The number doesn't make sense.
One cubic meter contains 1,000 liters = 1,000 Kg.
Another approach. 1cm = 0.01 meters, 1 CC = 1 ml = 1 gram of water.
A Cubic meter = 100 cm cubed or 1,000,000 CC. There are 1,000 ml or CC per liter, thus 1000 liters in 1 cubic meter.

They may have confused Kg with pounds, but still a cubic meter of water would weigh only ~ 2,200 lbs of water.

And just to nit pick- it would be more accurate to say one cubic meter of water has a mass of 1,000 Kg. The weight on the Moon would be ~ 166 Kg.

Dan Tibbets

Not a cubic meter of water, a cubic meter of regolith, the amount you have to process(roughly) to get the gallon of water.

Not a cubic meter of water, a cubic meter of regolith, the amount you have to process(roughly) to get the gallon of water.

Yeah, that could be about right.
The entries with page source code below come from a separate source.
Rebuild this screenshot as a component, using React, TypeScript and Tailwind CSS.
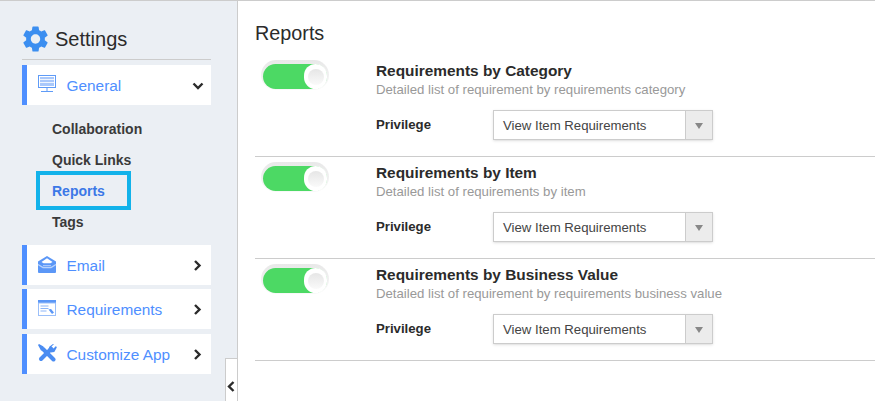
import React from "react";

const blue = "text-[#4f8fff]";

function Gear() {
  return (
    <svg width="25" height="26" viewBox="2.6 2 18.8 20" className="shrink-0">
      <path
        fill="#3b8ef0"
        d="M19.14 12.94c.04-.3.06-.61.06-.94 0-.32-.02-.64-.07-.94l2.03-1.58c.18-.14.23-.41.12-.61l-1.92-3.32c-.12-.22-.37-.29-.59-.22l-2.39.96c-.5-.38-1.03-.7-1.62-.94l-.36-2.54c-.04-.24-.24-.41-.48-.41h-3.84c-.24 0-.43.17-.47.41l-.36 2.54c-.59.24-1.13.57-1.62.94l-2.39-.96c-.22-.08-.47 0-.59.22L2.74 8.87c-.12.21-.08.47.12.61l2.03 1.58c-.05.3-.09.63-.09.94s.02.64.07.94l-2.03 1.58c-.18.14-.23.41-.12.61l1.92 3.32c.12.22.37.29.59.22l2.39-.96c.5.38 1.03.7 1.62.94l.36 2.54c.05.24.24.41.48.41h3.84c.24 0 .44-.17.47-.41l.36-2.54c.59-.24 1.13-.56 1.62-.94l2.39.96c.22.08.47 0 .59-.22l1.92-3.32c.12-.22.07-.47-.12-.61l-2.01-1.58zM12 15.6c-1.98 0-3.6-1.62-3.6-3.6s1.62-3.6 3.6-3.6 3.6 1.62 3.6 3.6-1.62 3.6-3.6 3.6z"
      />
    </svg>
  );
}

function Monitor() {
  return (
    <svg width="19" height="18" viewBox="0 0 19 18" fill="none">
      <rect x="0.5" y="0.5" width="17" height="12" stroke="#5f9bf7" />
      <rect x="2" y="2" width="14" height="9" fill="#a9c8fb" />
      <path d="M2 4.500h14M2 7.500h14" stroke="#ffffff" strokeWidth="0.800" />
      <path d="M9 13v3M3 16.500h12" stroke="#5f9bf7" />
    </svg>
  );
}

function Mail() {
  return (
    <svg width="19" height="17" viewBox="0 0 19 17">
      <path fill="#5b97f7" d="M9 0 18 5.500V16a1 1 0 0 1-1 1H1a1 1 0 0 1-1-1V5.500L9 0Z" />
      <path fill="#fff" d="M9 2.300 3.500 6 5.500 7.300h7L14.500 6 9 2.300Z" />
      <path stroke="#b9d3fc" strokeWidth="1.300" fill="none" d="M0 8.500 5 11.500h8l5-3" />
      <path fill="#a9c8fb" d="M5 9h8v1H5z" />
    </svg>
  );
}

function Req() {
  return (
    <svg width="18" height="16" viewBox="0 0 18 16">
      <rect width="18" height="16" fill="#9bbff9" />
      <rect width="18" height="2.500" fill="#5b97f7" />
      <rect x="1" y="3.500" width="16" height="11.500" fill="#fff" />
      <path d="M2.500 6h8M2.500 8.500h8M2.500 11h6" stroke="#8db6f7" strokeWidth="1.200" />
      <path d="M10.500 9.500 13 9l3 3.500-2 1.500-3.500-4.500Z" fill="#5b97f7" />
    </svg>
  );
}

function Tools() {
  return (
    <svg width="19" height="18" viewBox="0 0 19 18" fill="none">
      <path stroke="#4a8cf2" strokeWidth="4" d="M5 5 15.500 15.500" strokeLinecap="round" />
      <path stroke="#4a8cf2" strokeWidth="4" d="M3 15 13 5" strokeLinecap="round" />
      <path fill="#4a8cf2" d="M11.500 2.500 15 0l1 0-2.500 2.500L15.500 4.500 18 2l.8 1.500-2.500 4.500-3.500.5-2.500-3zM1 0 5.500 2.500V6L3 6.500 0 1Z" />
    </svg>
  );
}

function Chevron({ dir }: { dir: "down" | "right" | "left" }) {
  const d =
    dir === "down"
      ? "M1.500 3.500 6 8l4.500-4.500"
      : dir === "right"
        ? "M3 1l4.500 4.500L3 10"
        : "M7.500 1 3 5.500 7.500 10";
  return (
    <svg width="12" height="11" viewBox="0 0 12 11" fill="none" stroke="#2b2b2b" strokeWidth="2.400" className="shrink-0">
      <path d={d} />
    </svg>
  );
}

function NavItem({ icon, label, dir, className }: { icon: React.ReactNode; label: string; dir: "down" | "right"; className?: string }) {
  return (
    <div className={`h-10 bg-white border-l-[5px] border-[#4f8fff] flex items-center pl-[11px] pr-[7px] ${className ?? ""}`}>
      <div className="w-[28.5px] flex items-center -mt-[2px]">{icon}</div>
      <span className={`flex-1 pt-[2px] text-[15.4px] ${blue}`}>{label}</span>
      <Chevron dir={dir} />
    </div>
  );
}

function Toggle() {
  return (
    <div className="ml-[5px] w-[68px] h-[30px] rounded-full bg-linear-to-b from-[#e8e8e8] to-[#f8f8f8] pt-[4px] pl-[2px] shrink-0">
      <div className="w-[64px] h-[25px] rounded-full bg-[#4cd964] flex justify-end">
        <div className="w-[23px] h-[25px] rounded-full bg-white flex items-center justify-center">
          <div className="w-[16px] h-[16px] rounded-full bg-linear-to-b from-[#e6e6e6] to-[#fafafa]" />
        </div>
      </div>
    </div>
  );
}

function Row({ title, desc, first }: { title: string; desc: string; first?: boolean }) {
  return (
    <div className={`border-b border-[#cccccc] flex pl-[1px] ${first ? "h-[97px]" : "h-[102px] pt-[5px]"}`}>
      <Toggle />
      <div className="ml-[47px] flex-1">
        <div className="h-[22px] flex items-end text-[15.4px] leading-[22px] font-bold text-[#2b2b2b]">{title}</div>
        <div className="text-[13.2px] leading-[15px] text-[#999999]">{desc}</div>
        <div className="flex items-center mt-[13px]">
          <div className="w-[117px] text-[13.2px] font-bold text-[#2b2b2b]">Privilege</div>
          <div className="w-[220px] h-[30px] border border-[#cccccc] shadow-sm flex items-center bg-white">
            <span className="flex-1 pl-[9px] pt-[1px] text-[13.2px] text-[#444444]">View Item Requirements</span>
            <div className="w-[27px] h-full bg-[#ececec] border-l border-[#cccccc] flex items-center justify-center">
              <div className="w-0 h-0 border-l-[4px] border-r-[4px] border-t-[6px] border-l-transparent border-r-transparent border-t-[#888888] mt-[2px]" />
            </div>
          </div>
        </div>
      </div>
    </div>
  );
}

export default function App() {
  return (
    <div
      className="w-[875px] h-[401px] overflow-hidden flex bg-white border-t border-[#cccccc] text-[#2b2b2b]"
      style={{ fontFamily: '"Liberation Sans", Arial, sans-serif' }}
    >
      <aside className="relative w-[238px] shrink-0 bg-[#ebeff4] border-r border-[#cccccc] pl-[22px] pr-[26px]">
        <div className="h-[59px] border-b border-[#cccccc] flex items-end pb-[7px] gap-[7px] pl-[1px]">
          <Gear />
          <span className="text-[20px] leading-[28px] -mb-[1px] text-[#2b2b2b]">Settings</span>
        </div>
        <NavItem className="mt-[5px]" icon={<Monitor />} label="General" dir="down" />
        <div className="pt-[9px] pl-[30px] text-[14px] font-bold text-[#3a3a3a]">
          <div className="h-[31px] flex items-center">Collaboration</div>
          <div className="h-[31px] flex items-center">Quick Links</div>
          <div className="h-[31px] flex items-center relative text-[#3b78e7]">
            Reports
            <div className="absolute left-[-16px] top-[-5px] w-[95px] h-[39px] border-[4px] border-[#12b2ea]" />
          </div>
          <div className="h-[31px] flex items-center">Tags</div>
        </div>
        <NavItem className="mt-[7px]" icon={<Mail />} label="Email" dir="right" />
        <NavItem className="mt-[4px]" icon={<Req />} label="Requirements" dir="right" />
        <NavItem className="mt-[5px]" icon={<Tools />} label="Customize App" dir="right" />
        <div className="absolute right-0 top-[357px] w-[12px] h-[50px] bg-white border-l border-t border-[#cccccc] flex items-start justify-center pt-[22px]">
          <Chevron dir="left" />
        </div>
      </aside>
      <main className="flex-1 pl-[17px]">
        <h1 className="text-[19.800px] leading-[28px] mt-[18px] text-[#2b2b2b] h-[41px]">Reports</h1>
        <Row first title="Requirements by Category" desc="Detailed list of requirement by requirements category" />
        <Row title="Requirements by Item" desc="Detailed list of requirements by item" />
        <Row title="Requirements by Business Value" desc="Detailed list of requirement by requirements business value" />
      </main>
    </div>
  );
}
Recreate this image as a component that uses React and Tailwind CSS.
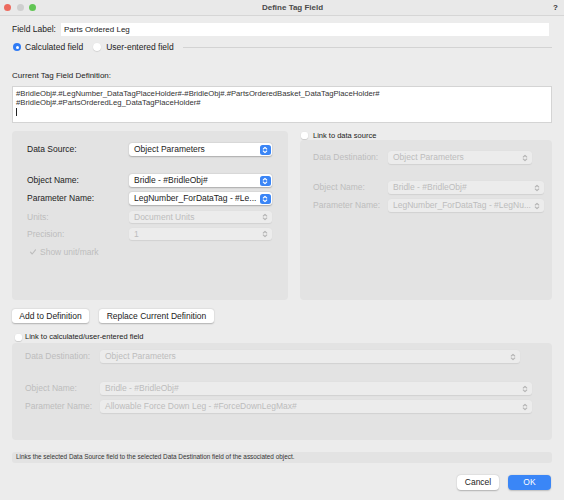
import React from 'react';

const FONT = { fontFamily: '"Liberation Sans", Arial, Helvetica, sans-serif' };

// Up/down chevron used in popup buttons
function Chevrons({ color }) {
  return (
    <svg width="8" height="10" viewBox="0 0 8 10" fill="none">
      <path d="M2.3 4 L4 2.3 L5.7 4 M2.3 6 L4 7.7 L5.7 6" stroke={color} strokeWidth="1.1" strokeLinecap="round" strokeLinejoin="round" />
    </svg>
  );
}

function Popup({ text, disabled, className = '' }) {
  if (disabled) {
    return (
      <div className={`flex items-center justify-between h-[12px] rounded-[3px] bg-[#ececec] shadow-[0_0.5px_1px_rgba(0,0,0,0.08)] pl-[5px] pr-[3px] ${className}`}>
        <span className="text-[8.5px] leading-none text-[#bcbcbc] whitespace-nowrap">{text}</span>
        <Chevrons color="#b5b5b5" />
      </div>
    );
  }
  return (
    <div className={`flex items-center justify-between h-[13px] rounded-[3px] bg-white shadow-[0_0.5px_1.5px_rgba(0,0,0,0.25)] pl-[5px] pr-[1.5px] ${className}`}>
      <span className="text-[8.5px] leading-none text-[#222] whitespace-nowrap">{text}</span>
      <div className="w-[11px] h-[10px] rounded-[2.5px] bg-[#3a85f6] flex items-center justify-center">
        <Chevrons color="#ffffff" />
      </div>
    </div>
  );
}

function Row({ label, labelW, disabled, children, className = '' }) {
  return (
    <div className={`flex items-center ${className}`}>
      <div className={`${labelW} text-[8.5px] leading-none whitespace-nowrap ${disabled ? 'text-[#bdbdbd]' : 'text-[#222]'}`}>{label}</div>
      {children}
    </div>
  );
}

function CheckBox() {
  return <div className="w-[7px] h-[7px] rounded-[2px] bg-white shadow-[0_0.5px_1px_rgba(0,0,0,0.25)]" />;
}

function Button({ children, className = '' }) {
  return (
    <div className={`h-[14px] flex items-center justify-center rounded-[3px] bg-white shadow-[0_0.5px_1.5px_rgba(0,0,0,0.25)] text-[8.5px] leading-none text-[#222] ${className}`}>
      {children}
    </div>
  );
}

export default function App() {
  return (
    <div style={FONT} className="w-[564px] h-[500px] bg-[#ececec] overflow-hidden">
      {/* Title bar */}
      <div className="h-[16px] flex items-center border-b border-[#d6d6d6] bg-[#e9e9e9] relative">
        <div className="flex items-center gap-[5.5px] ml-[4px]">
          <div className="w-[7px] h-[7px] rounded-full bg-[#ec6a5e]" />
          <div className="w-[7px] h-[7px] rounded-full bg-[#cfcfcf]" />
          <div className="w-[7px] h-[7px] rounded-full bg-[#61c554]" />
        </div>
        <div className="flex-1 text-center text-[8px] font-bold text-[#4a4a4a] leading-none pr-[4px]">Define Tag Field</div>
        <div className="text-[8px] font-bold text-[#333] leading-none mr-[6px]">?</div>
      </div>

      <div className="px-[12px]">
        {/* Field label */}
        <div className="mt-[7px] h-[13px] flex items-center">
          <div className="w-[49px] text-[8.5px] leading-none text-[#222]">Field Label:</div>
          <div className="flex-1 mr-[3px] h-[13px] bg-white flex items-center pl-[3px] text-[8px] text-[#222] leading-none">Parts Ordered Leg</div>
        </div>

        {/* Radios */}
        <div className="mt-[6px] h-[10px] flex items-center">
          <div className="ml-[1px] w-[8px] h-[8px] rounded-full bg-[#2f7bf5] flex items-center justify-center">
            <div className="w-[3px] h-[3px] rounded-full bg-white" />
          </div>
          <span className="ml-[4px] text-[8.5px] leading-none text-[#222]">Calculated field</span>
          <div className="ml-[10px] w-[8px] h-[8px] rounded-full bg-white shadow-[0_0.5px_1px_rgba(0,0,0,0.2)]" />
          <span className="ml-[5px] text-[8.5px] leading-none text-[#222]">User-entered field</span>
          <div className="flex-1 ml-[9px] h-px bg-[#d3d3d3]" />
        </div>

        {/* Definition */}
        <div className="mt-[19px] h-[10px] flex items-center text-[8px] leading-none text-[#222]">Current Tag Field Definition:</div>
        <div className="mt-[5px] h-[37px] bg-white border border-[#d4d4d4] pl-[3px] pt-[2px] text-[7.7px] leading-[9px] text-[#333]">
          <div>#BridleObj#.#LegNumber_DataTagPlaceHolder#-#BridleObj#.#PartsOrderedBasket_DataTagPlaceHolder#</div>
          <div>#BridleObj#.#PartsOrderedLeg_DataTagPlaceHolder#</div>
          <div className="w-px h-[8px] bg-[#222] mt-[1px]" />
        </div>

        {/* Source / destination panels */}
        <div className="mt-[8px] h-[169px] flex gap-[12px]">
          <div className="w-[276px] h-full rounded-[4px] bg-[#e3e3e3] pl-[15px] pt-[12px]">
            <Row label="Data Source:" labelW="w-[102px]">
              <Popup text="Object Parameters" className="w-[143px]" />
            </Row>
            <Row label="Object Name:" labelW="w-[102px]" className="mt-[18px]">
              <Popup text="Bridle - #BridleObj#" className="w-[143px]" />
            </Row>
            <Row label="Parameter Name:" labelW="w-[102px]" className="mt-[5px]">
              <Popup text="LegNumber_ForDataTag - #Le..." className="w-[143px]" />
            </Row>
            <Row label="Units:" labelW="w-[102px]" disabled className="mt-[6px]">
              <Popup text="Document Units" disabled className="w-[143px]" />
            </Row>
            <Row label="Precision:" labelW="w-[102px]" disabled className="mt-[5px]">
              <Popup text="1" disabled className="w-[143px]" />
            </Row>
            <div className="mt-[7px] h-[10px] flex items-center ml-[2px]">
              <svg width="8" height="8" viewBox="0 0 8 8" fill="none">
                <path d="M1.5 4.2 L3.2 6 L6.5 1.8" stroke="#bdbdbd" strokeWidth="1.1" strokeLinecap="round" strokeLinejoin="round" />
              </svg>
              <span className="ml-[3px] text-[8.5px] leading-none text-[#bdbdbd]">Show unit/mark</span>
            </div>
          </div>

          <div className="w-[252px] h-full flex flex-col">
            <div className="h-[9px] flex items-center">
              <div className="ml-[1px]"><CheckBox /></div>
              <span className="ml-[5px] text-[7.5px] leading-none text-[#222]">Link to data source</span>
            </div>
            <div className="flex-1 rounded-[4px] bg-[#e3e3e3] pl-[13px] pt-[11px]">
              <Row label="Data Destination:" labelW="w-[75px]" disabled>
                <Popup text="Object Parameters" disabled className="w-[144px] !h-[13px]" />
              </Row>
              <Row label="Object Name:" labelW="w-[75px]" disabled className="mt-[17px]">
                <Popup text="Bridle - #BridleObj#" disabled className="w-[156px] !h-[13px]" />
              </Row>
              <Row label="Parameter Name:" labelW="w-[75px]" disabled className="mt-[5px]">
                <Popup text="LegNumber_ForDataTag - #LegNu..." disabled className="w-[156px] !h-[13px]" />
              </Row>
            </div>
          </div>
        </div>

        {/* Action buttons */}
        <div className="mt-[9px] flex gap-[10px]">
          <Button className="w-[77px]">Add to Definition</Button>
          <Button className="w-[115px]">Replace Current Definition</Button>
        </div>

        {/* Link to calculated field */}
        <div className="mt-[9px] h-[10px] flex items-center">
          <div className="ml-[3px]"><CheckBox /></div>
          <span className="ml-[3px] text-[7.5px] leading-none text-[#222]">Link to calculated/user-entered field</span>
        </div>
        <div className="mt-[1px] h-[97px] rounded-[4px] bg-[#e3e3e3] pl-[13px] pt-[7px]">
          <Row label="Data Destination:" labelW="w-[75px]" disabled>
            <Popup text="Object Parameters" disabled className="w-[420px] !h-[13px]" />
          </Row>
          <Row label="Object Name:" labelW="w-[75px]" disabled className="mt-[19px]">
            <Popup text="Bridle - #BridleObj#" disabled className="w-[432px] !h-[13px]" />
          </Row>
          <Row label="Parameter Name:" labelW="w-[75px]" disabled className="mt-[5px]">
            <Popup text="Allowable Force Down Leg - #ForceDownLegMax#" disabled className="w-[432px] !h-[13px]" />
          </Row>
        </div>

        {/* Status */}
        <div className="mt-[12px] h-[11px] rounded-[3px] bg-[#e3e3e3] flex items-center pl-[4px] text-[6.4px] leading-none text-[#333]">
          Links the selected Data Source field to the selected Data Destination field of the associated object.
        </div>

        {/* Footer */}
        <div className="mt-[12px] flex justify-end gap-[9px] mr-[1px]">
          <div className="w-[42px] h-[15px] rounded-[4px] bg-white shadow-[0_0.5px_1.5px_rgba(0,0,0,0.25)] flex items-center justify-center text-[8.5px] leading-none text-[#222]">Cancel</div>
          <div className="w-[43px] h-[15px] rounded-[4px] bg-[#3a86f7] shadow-[0_0.5px_1.5px_rgba(0,0,0,0.2)] flex items-center justify-center text-[8.5px] leading-none text-white">OK</div>
        </div>
      </div>
    </div>
  );
}
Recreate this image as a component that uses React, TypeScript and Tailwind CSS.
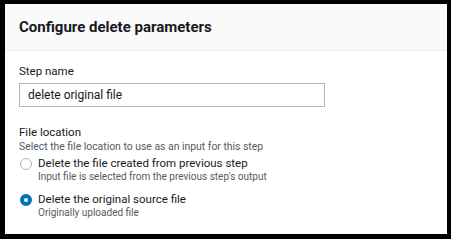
import React from "react";

export default function App() {
  return (
    <div
      className="w-[451px] h-[239px] bg-black pl-[5px] pt-[4px] pr-[4px] pb-[5px]"
      style={{ fontFamily: 'Roboto, "Noto Sans", sans-serif' }}
    >
      <div className="w-full h-full bg-white flex flex-col text-[#16191f]">
        <div className="h-[47px] bg-[#fafafa] border-b border-[#eaeded] flex items-center pl-[14px]">
          <h2 className="text-[15px] font-bold leading-none">Configure delete parameters</h2>
        </div>
        <div className="pl-[14px] pt-[12px] flex flex-col">
          <label className="text-[11.5px] leading-[16px]">Step name</label>
          <div className="mt-[4px] w-[306px] h-[24px] border border-[#aab7b8] flex items-center pl-[8px] text-[12px]">
            delete original file
          </div>
          <div className="mt-[17px] text-[11.5px] leading-[16px]">File location</div>
          <div className="text-[10.4px] leading-[14px] text-[#545b64]">
            Select the file location to use as an input for this step
          </div>
          <div className="mt-[2px] flex items-start">
            <span className="mt-[2px] ml-[1px] w-[12px] h-[12px] rounded-full border border-[#aab7b8] bg-white shrink-0" />
            <div className="ml-[6px] flex flex-col">
              <span className="text-[11.5px] leading-[14px]">Delete the file created from previous step</span>
              <span className="text-[10px] leading-[13px] text-[#545b64]">
                Input file is selected from the previous step's output
              </span>
            </div>
          </div>
          <div className="mt-[9px] flex items-start">
            <span className="mt-[2px] ml-[1px] w-[12px] h-[12px] rounded-full border-[4px] border-[#0073bb] bg-white shrink-0" />
            <div className="ml-[6px] flex flex-col">
              <span className="text-[11.5px] leading-[14px]">Delete the original source file</span>
              <span className="text-[10px] leading-[13px] text-[#545b64]">Originally uploaded file</span>
            </div>
          </div>
        </div>
      </div>
    </div>
  );
}
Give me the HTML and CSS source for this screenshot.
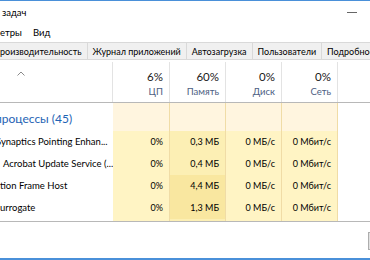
FILE: index.html
```html
<!DOCTYPE html>
<html lang="ru">
<head>
  <meta charset="UTF-8" />
  <title>Диспетчер задач</title>
  <meta name="viewport" content="width=device-width, initial-scale=1.0" />
  <link rel="stylesheet" href="styles.css">
</head>
<body>
  <div class="window">
    <div class="titlebar">
      <span class="title">задач</span>
      <span class="min"></span>
    </div>
    <div class="menu">
      <span>етры</span>
      <span>Вид</span>
    </div>
    <div class="tabs">
      <div class="tab tab-first">роизводительность</div>
      <div class="tab">Журнал приложений</div>
      <div class="tab">Автозагрузка</div>
      <div class="tab">Пользователи</div>
      <div class="tab">Подробности</div>
    </div>

    <div class="list-head cols">
      <div class="hcell hname">
        <svg class="caret" width="8" height="5" viewBox="0 0 8 5"><path d="M0.5 4.5 L4 1 L7.5 4.5" fill="none" stroke="#8a8a8a" stroke-width="1"/></svg>
      </div>
      <div class="hcell"><span class="pct">6%</span><span class="lbl">ЦП</span></div>
      <div class="hcell"><span class="pct">60%</span><span class="lbl">Память</span></div>
      <div class="hcell"><span class="pct">0%</span><span class="lbl">Диск</span></div>
      <div class="hcell"><span class="pct">0%</span><span class="lbl">Сеть</span></div>
      <div class="hcell hlast"></div>
    </div>

    <div class="list">
      <div class="row group cols">
        <div class="c name group-name">процессы (45)</div>
        <div class="c"></div>
        <div class="c"></div>
        <div class="c"></div>
        <div class="c"></div>
        <div class="c last"></div>
      </div>
      <div class="row proc cols">
        <div class="c name cut-s">Synaptics Pointing Enhan...</div>
        <div class="c cpu">0%</div>
        <div class="c mem">0,3 МБ</div>
        <div class="c io">0 МБ/с</div>
        <div class="c io">0 Мбит/с</div>
        <div class="c last"></div>
      </div>
      <div class="row proc cols">
        <div class="c name pad-a">Acrobat Update Service (...</div>
        <div class="c cpu">0%</div>
        <div class="c mem">0,4 МБ</div>
        <div class="c io">0 МБ/с</div>
        <div class="c io">0 Мбит/с</div>
        <div class="c last"></div>
      </div>
      <div class="row proc cols">
        <div class="c name">tion Frame Host</div>
        <div class="c cpu">0%</div>
        <div class="c mem mem-hi">4,4 МБ</div>
        <div class="c io">0 МБ/с</div>
        <div class="c io">0 Мбит/с</div>
        <div class="c last"></div>
      </div>
      <div class="row proc cols">
        <div class="c name">urrogate</div>
        <div class="c cpu">0%</div>
        <div class="c mem mem-hi">1,3 МБ</div>
        <div class="c io">0 МБ/с</div>
        <div class="c io">0 Мбит/с</div>
        <div class="c last"></div>
      </div>
      <div class="row proc cols">
        <div class="c name"></div>
        <div class="c cpu"></div>
        <div class="c mem"></div>
        <div class="c io"></div>
        <div class="c io"></div>
        <div class="c last"></div>
      </div>
    </div>

    <div class="footer">
      <span class="btn"></span>
    </div>
  </div>
</body>
</html>
```

FILE: styles.css
```css
body {
  margin: 0;
  background: #fff;
  color: #000;
  font-family: Lato, "Noto Sans", sans-serif;
  overflow: hidden;
}
.window {
  width: 370px;
  height: 260px;
  box-sizing: border-box;
  border-top: 1px solid #4a90d9;
  border-bottom: 2px solid #4a90d9;
  display: flex;
  flex-direction: column;
  overflow: hidden;
}
.titlebar {
  height: 23px;
  flex-shrink: 0;
  display: flex;
  align-items: center;
  justify-content: space-between;
  padding: 0 13px 0 2px;
  font-size: 9.5px;
}
.min {
  width: 10px;
  height: 1px;
  background: #666;
}
.menu {
  height: 17px;
  flex-shrink: 0;
  display: flex;
  gap: 11px;
  font-size: 9.5px;
  line-height: 17px;
}
.tabs {
  height: 18px;
  flex-shrink: 0;
  margin-top: 1px;
  display: flex;
  white-space: nowrap;
  font-size: 9px;
}
.tab {
  flex-shrink: 0;
  box-sizing: border-box;
  height: 18px;
  line-height: 18px;
  padding: 0 5px;
  background: #f0f0f0;
  border: 1px solid #d9d9d9;
  border-left: none;
}
.tab-first {
  padding: 0 5px 0 0;
}

.cols {
  display: grid;
  grid-template-columns: 113px 57px 56px 56px 56px 1fr;
}
.list-head {
  flex-shrink: 0;
  margin-top: 2px;
  height: 40px;
  border-bottom: 1px solid #b8b8b8;
}
.hcell {
  display: flex;
  flex-direction: column;
  align-items: flex-end;
  padding: 7px 6px 0 0;
  border-right: 1px solid #e3e3e3;
  min-width: 0;
}
.hname {
  align-items: flex-start;
  padding: 9px 0 0 17px;
}
.hlast {
  border-right: none;
}
.caret {
  display: block;
}
.pct {
  font-size: 11.5px;
  line-height: 16px;
  color: #1a1a1a;
}
.lbl {
  font-size: 9.5px;
  line-height: 14px;
  color: #4d6082;
}

.list {
  flex-shrink: 0;
  height: 118px;
  overflow: hidden;
  border-bottom: 1px solid #b8b8b8;
}
.row {
  height: 22px;
}
.c {
  min-width: 0;
  box-sizing: border-box;
  border-right: 1px solid #f0dca6;
  text-align: right;
  padding-right: 6px;
  font-size: 9px;
  line-height: 22px;
  white-space: nowrap;
}
.name {
  font-size: 9.5px;
  text-align: left;
  padding-right: 0;
  overflow: hidden;
  background: #fff;
  border-right: none;
}
.last {
  background: #fff;
  border-right: none;
}
.group {
  height: 28px;
}
.group .c {
  background: #fff5df;
}
.group .name,
.group .last {
  background: #fff;
}
.group-name {
  color: #1e63b4;
  font-size: 12px;
  line-height: 24px;
  padding-top: 4px;
  text-indent: -5px;
}
.cut-s {
  text-indent: -4px;
}
.pad-a {
  text-indent: 3px;
}
.cpu,
.io {
  background: #fff4c4;
}
.mem {
  background: #fcefb4;
}
.mem-hi {
  background: #f9e7a0;
}

.footer {
  flex: 1;
  display: flex;
  justify-content: flex-end;
  align-items: flex-start;
}
.btn {
  display: block;
  flex-shrink: 0;
  width: 80px;
  height: 18px;
  box-sizing: border-box;
  margin-top: 10px;
  margin-right: -78px;
  border: 1px solid #adadad;
  background: #e1e1e1;
}
```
Not quite sure whether that is the weight on earth, or on the moon though. On the other hand, kg is the measurement of mass and not weight and mass would always be the same... Does anyone know how dense regolith is? If it was like regular rock on earth, 6 times as heavy as water per cubic meter sounds about right, but then something tells me that regolith is more like lava which is very porous and therefore rather light... Or is that for regolith that has been ground down and densely packed?
I see a whole lot of questions that need answered here...
Either way, it does not change the fact that in a closed environmental system like a moon base, you should not have to replace all the water that is being consumed. IMHO the only water you should have to replace is the water used up by rocket engines for fuel.

I googled it, and decided to use 2.5g/cm3, in the middle of the ranges I found.

I also checked my notes, 2524 Kg regolith yields 151 Kg of water, and it was that mass that I ran. So 16Kg yields one Kg. That seems to be more like 1/8 rather than 6%, but the math is starting to spin in my head.

I did switch to metric for most of the math, to keep it consistent. No use pulling a Mars lander mistake.